If it weren’t for Zealandia’s fence, there wouldn’t be any rare birds in this area at all. Many of New Zealand’s rare birds are found only on remote offshore islands, because they’ve been wiped out on the mainland by introduced predators like rats and stoats. Others, like the robin and kiwi, are found in remote areas of forest on the mainland, where they continue to decline unless predators are controlled. In most New Zealand cities, only the hardiest native species remain.
Zealandia’s fence was the idea of local conservationist, Jim Lynch. In the early 1990s, he proposed building a fence around an area of forest that had formerly been a water supply catchment. But any old fence wouldn’t do the job – to keep out species like rats, cats and stoats, it needed to be a completely new type of fence. It needed to be high, it needed to go below the ground to prevent digging, and it needed to prevent agile animals like rats from climbing over it.
Coming up with the final design for the fence took several years of testing, using five different introduced mammals: cats, Norway rats, Australian brushtailed possums, stoats and mice. In 1998, the testing was completed, in 1999 the 5.3 mile fence was built and the following year all mammals inside the fence were eradicated.
The robin gives a great illustration of the impact Zealandia’s fence has had on rare species. Unless they are safe on a predator-free island, robins are sparsely distributed, occupying territories of 2-12 acres and there are almost twice as many males as females. Predators often kill female birds when incubating their eggs. In Zealandia though, the robins reach much higher densities, and have similar numbers of males and females.

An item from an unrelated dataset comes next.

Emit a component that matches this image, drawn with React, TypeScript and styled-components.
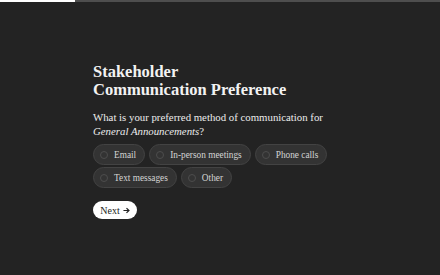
import styled, { createGlobalStyle } from 'styled-components';

const GlobalStyle = createGlobalStyle`
  html, body {
    margin: 0;
    padding: 0;
    background: #232323;
  }
  body {
    font-family: 'Liberation Serif', 'DejaVu Serif', serif;
  }
`;

const Page = styled.div`
  width: 440px;
  height: 275px;
  background: #232323;
  display: flex;
  flex-direction: column;
  overflow: hidden;
`;

const Progress = styled.div`
  height: 2px;
  background: #4e4e4e;
  display: flex;
`;

const ProgressFill = styled.div<{ $pct: number }>`
  width: ${(p) => p.$pct}%;
  background: #ffffff;
`;

const Content = styled.main`
  padding: 61px 0 0 93px;
  display: flex;
  flex-direction: column;
`;

const Title = styled.h1`
  margin: 0;
  font-size: 16.5px;
  line-height: 18px;
  font-weight: 700;
  color: #f2f2f2;
`;

const Question = styled.p`
  margin: 12px 0 0;
  font-size: 10.8px;
  line-height: 13.5px;
  color: #ececec;

  em {
    font-style: italic;
  }
`;

const Options = styled.div`
  margin-top: 6px;
  width: 240px;
  display: flex;
  flex-wrap: wrap;
  gap: 2px 4px;
`;

const Option = styled.label`
  box-sizing: border-box;
  height: 21px;
  padding: 0 8px 0 6px;
  display: flex;
  align-items: center;
  gap: 6px;
  border-radius: 11px;
  background: #333333;
  border: 1px solid #434343;
  color: #d4d4d4;
  font-size: 9.3px;
  white-space: nowrap;
`;

const Radio = styled.span`
  box-sizing: border-box;
  width: 8px;
  height: 8px;
  border-radius: 50%;
  border: 1px solid #4d4d4d;
`;

const NextButton = styled.button`
  margin-top: 13px;
  align-self: flex-start;
  box-sizing: border-box;
  height: 18px;
  width: 44px;
  padding: 0;
  display: flex;
  align-items: center;
  justify-content: center;
  gap: 3px;
  border: none;
  border-radius: 9px;
  background: #ffffff;
  color: #222222;
  font-family: inherit;
  font-size: 10px;
`;

const options = ['Email', 'In-person meetings', 'Phone calls', 'Text messages', 'Other'];

export default function App() {
  return (
    <>
      <GlobalStyle />
      <Page>
        <Progress>
          <ProgressFill $pct={17} />
        </Progress>
        <Content>
          <Title>
            Stakeholder
            <br />
            Communication Preference
          </Title>
          <Question>
            What is your preferred method of communication for
            <br />
            <em>General Announcements</em>?
          </Question>
          <Options>
            {options.map((o) => (
              <Option key={o}>
                <Radio />
                {o}
              </Option>
            ))}
          </Options>
          <NextButton>
            Next
            <svg width="7" height="7" viewBox="0 0 8 8" aria-hidden="true">
              <path d="M0.5 4 H6.5 M4 1.3 L6.8 4 L4 6.7" stroke="#222" strokeWidth="1.4" fill="none" />
            </svg>
          </NextButton>
        </Content>
      </Page>
    </>
  );
}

The success of the robins at Zealandia isn’t obvious just to scientists. Visitors to the sanctuary are likely to meet them, because robins are fearless around humans. Seeing and hearing rare birds thriving in a predator-free sanctuary gives a powerful message about what New Zealand lost when rats, cats, possums and mustelids were introduced to New Zealand. Equally powerful is the message about what can be gained. For some of New Zealand’s birds it is too late, but Zealandia shows that native birds can be brought back from the brink, and not just on offshore islands, but in the middle of a city.
Outside Zealandia’s fence, rare birds risk being gobbled up by predators as soon as they land. That’s where Wellington’s local government and dozens of dedicated volunteers come in. Inspired by Zealandia’s success, they have an ambitious programme of predator control across the city, protecting the rare birds that have spread beyond the sanctuary boundaries. Volunteers check a network of traps, while expert pest controllers are employed to lay poison in bait stations designed to keep people, pets and birds safe. The programme has been so successful that some of the birds released in Zealandia are now breeding outside the sanctuary.
One of the most obvious success stories from the predator control has been New Zealand’s bush parrot, the kākā. Twenty years ago, most New Zealanders would never have seen one, since they were confined to offshore islands and large, remote areas of forest. Now, this cheerful clown of a bird is frequently seen in gardens around Wellington. They can also be found, once again, on the hill that bears their name, Tarikākā. For 100 years, there were no kākā in Wellington, and the name of the hill was simply another reminder of what had been lost. Now, thanks to Zealandia and its fence, there are kākā once again on Tarikākā, and the hill has regained its identity.